America’s obsession with cars is alive and well!

Yesterday I attended the 2010 Chicago Auto Show with my brother Mark and nephew Eli. All three of us were intrigued by the size of the crowd. Every row was packed with patrons eager to view the new automobile models. This was evidence that: a) America’s appetite for cars is alive and well despite the recession and b) the Obama administration’s three bets on our national pastime have been successful.

First, the bailouts of the Big 3 have shown recent promise. For example, December auto sales rose almost 15%. Furthermore, many executives are predicting a gradual recovery this year.

Second, the indirect incentives to buyers (e.g. Cash for Clunker’s program) drove many on the sidelines to quickly purchase.
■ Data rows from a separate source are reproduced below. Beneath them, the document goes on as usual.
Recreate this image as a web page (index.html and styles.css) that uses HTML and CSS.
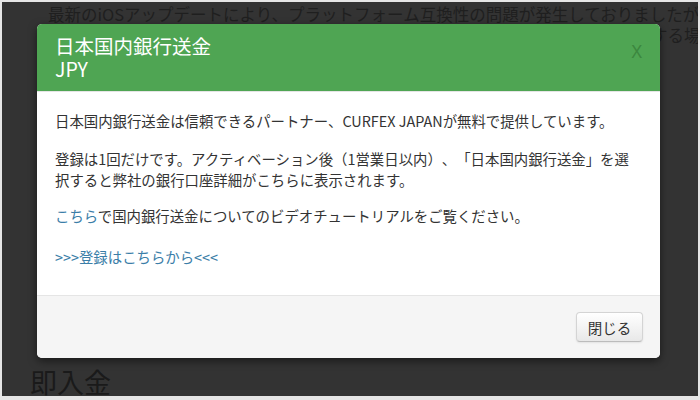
FILE: index.html
```
<!DOCTYPE html>
<html lang="ja">
<head>
<meta charset="utf-8">
<link rel="stylesheet" href="styles.css">
</head>
<body>
<div class="frame">
  <div class="page">
    <p class="notice">最新のiOSアップデートにより、プラットフォーム互換性の問題が発生しておりましたが、現</p>
    <p class="notice notice-2">現在は解決済みです。引き続きご不便をおかけする場合</p>
    <h2 class="section">即入金</h2>
  </div>
  <div class="modal">
    <div class="modal-header">
      <h3 class="modal-title">日本国内銀行送金<br>JPY</h3>
      <span class="close">X</span>
    </div>
    <div class="modal-body">
      <p class="p1">日本国内銀行送金は信頼できるパートナー、CURFEX JAPANが無料で提供しています。</p>
      <p class="p2">登録は1回だけです。アクティベーション後（1営業日以内）、「日本国内銀行送金」を選択すると弊社の銀行口座詳細がこちらに表示されます。</p>
      <p class="p3"><a href="#" class="link">こちら</a>で国内銀行送金についてのビデオチュートリアルをご覧ください。</p>
      <p class="p4"><a href="#" class="link">&gt;&gt;&gt;登録はこちらから&lt;&lt;&lt;</a></p>
    </div>
    <div class="modal-footer">
      <button class="btn">閉じる</button>
    </div>
  </div>
</div>
</body>
</html>
```
FILE: styles.css
```
html, body {
  margin: 0;
  padding: 0;
}
body {
  font-family: "Noto Sans CJK JP", "Noto Sans", sans-serif;
}
.frame {
  position: relative;
  width: 700px;
  height: 400px;
  box-sizing: border-box;
  border: 2px solid #e6e6e6;
  border-bottom-width: 4px;
  background: #333333;
  overflow: hidden;
}
.page {
  padding-left: 46px;
  width: 800px;
}
.notice {
  margin: 2px 0 0;
  font-size: 16.5px;
  line-height: 21px;
  color: #1f1f1f;
  white-space: nowrap;
}
.notice-2 {
  margin-top: 0;
  width: 669px;
  text-align: right;
}
.section {
  margin: 321px 0 0 -18px;
  font-size: 27px;
  font-weight: normal;
  line-height: 30px;
  color: #1a1a1a;
}
.modal {
  position: absolute;
  left: 35px;
  top: 22px;
  width: 623px;
  height: 334px;
  background: #fff;
  border-radius: 5px;
  overflow: hidden;
  box-shadow: 0 3px 9px rgba(0, 0, 0, 0.5);
  display: flex;
  flex-direction: column;
}
.modal-header {
  background: #4fa553;
  height: 68px;
  box-sizing: border-box;
  padding: 10px 18px 0 18px;
  display: flex;
  justify-content: space-between;
  align-items: flex-start;
  border-bottom: 1px solid #e5e5e5;
}
.modal-title {
  margin: 0;
  font-size: 19.5px;
  font-weight: normal;
  line-height: 23px;
  color: #ffffff;
}
.close {
  font-family: "Noto Sans", sans-serif;
  font-size: 18px;
  line-height: 20px;
  margin-top: 7px;
  color: #3c873f;
}
.modal-body {
  padding: 18px 18px 0 18px;
  flex: 1;
  font-size: 14.4px;
  line-height: 21px;
  color: #333333;
  text-spacing-trim: space-all;
}
.modal-body p {
  margin: 0;
}
.p1 { margin-bottom: 17px !important; }
.p2 { margin-bottom: 15px !important; }
.p3 { margin-bottom: 20px !important; }
.link {
  color: #3b7ea8;
  text-decoration: none;
}
.modal-footer {
  background: #f5f5f5;
  border-top: 1px solid #e5e5e5;
  height: 63px;
  box-sizing: border-box;
  padding: 16px 17px 0 0;
  display: flex;
  justify-content: flex-end;
  align-items: flex-start;
}
.btn {
  font-family: "Noto Sans CJK JP", sans-serif;
  font-size: 14.5px;
  color: #333;
  width: 67px;
  height: 30px;
  border: 1px solid #d4d4d4;
  border-bottom-color: #bcbcbc;
  border-radius: 4px;
  background: linear-gradient(#ffffff, #e8e8e8);
  box-shadow: 0 1px 2px rgba(0, 0, 0, 0.08);
  padding: 0;
}
```
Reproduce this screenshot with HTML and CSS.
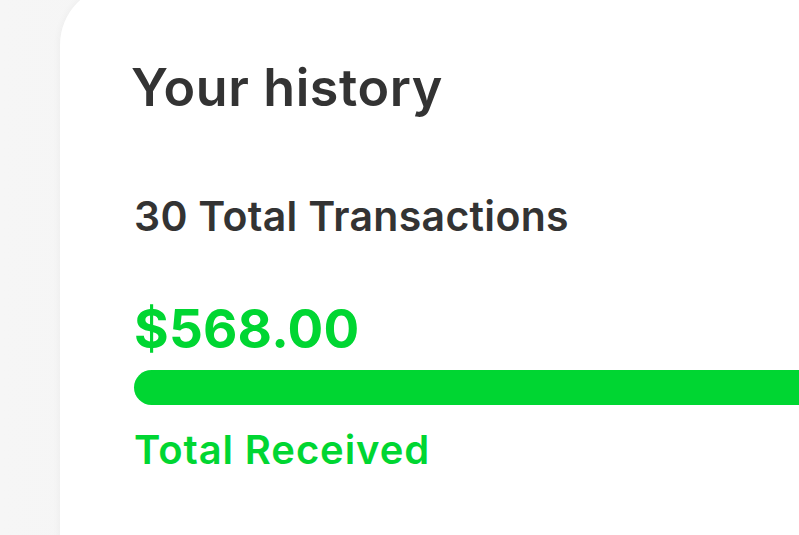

Finally and most importantly, selective investments in new technologies have shown a lot of promise. For example, the administration provided almost $500 million to Fisker Motors to build a gas/electric hybrid that can plug into your home outlet! One of the two on display was the 2010 Fisker Karma, which was widely admired by attendees. Truly amazing was how a smartly priced, high performance sports car could compete against its gas-guzzling brethren. Ingenuity is alive and well!

To truly appreciate the investment in Fisker and it’s potential for other such investments, one needs to view the history of this remarkable man. Henrik Fisker has designed some of the most amazing cars including: 1) BMW Z8 2) Aston Marin DB9 and 3) Aston Martin V8 Vantage. He is known for designs that are fresh as well as classic. Therefore, his winning pedigree helped him secure a $528.7 million U.S. Department of Energy loan despite being only a two-year-old company. The Obama administration should follow the same game plan with other successful small business owners.

Statistics from the Small Business Administration (SBA) show that almost 64% of the net new jobs created over the last 15 years were produced by small companies. Fisker is only one example of how a nimble, entrepreneurial company can quickly produce new jobs and technologies. However, there are many others with such promise. Small nanotechnology, alternative energy and even conventional manufacturing companies all are well positioned to pull our economy out of the malaise. Now President Obama should apply the same formula to other key, small companies instead of focusing most of his efforts and American’s money on what Big Brother should do directly.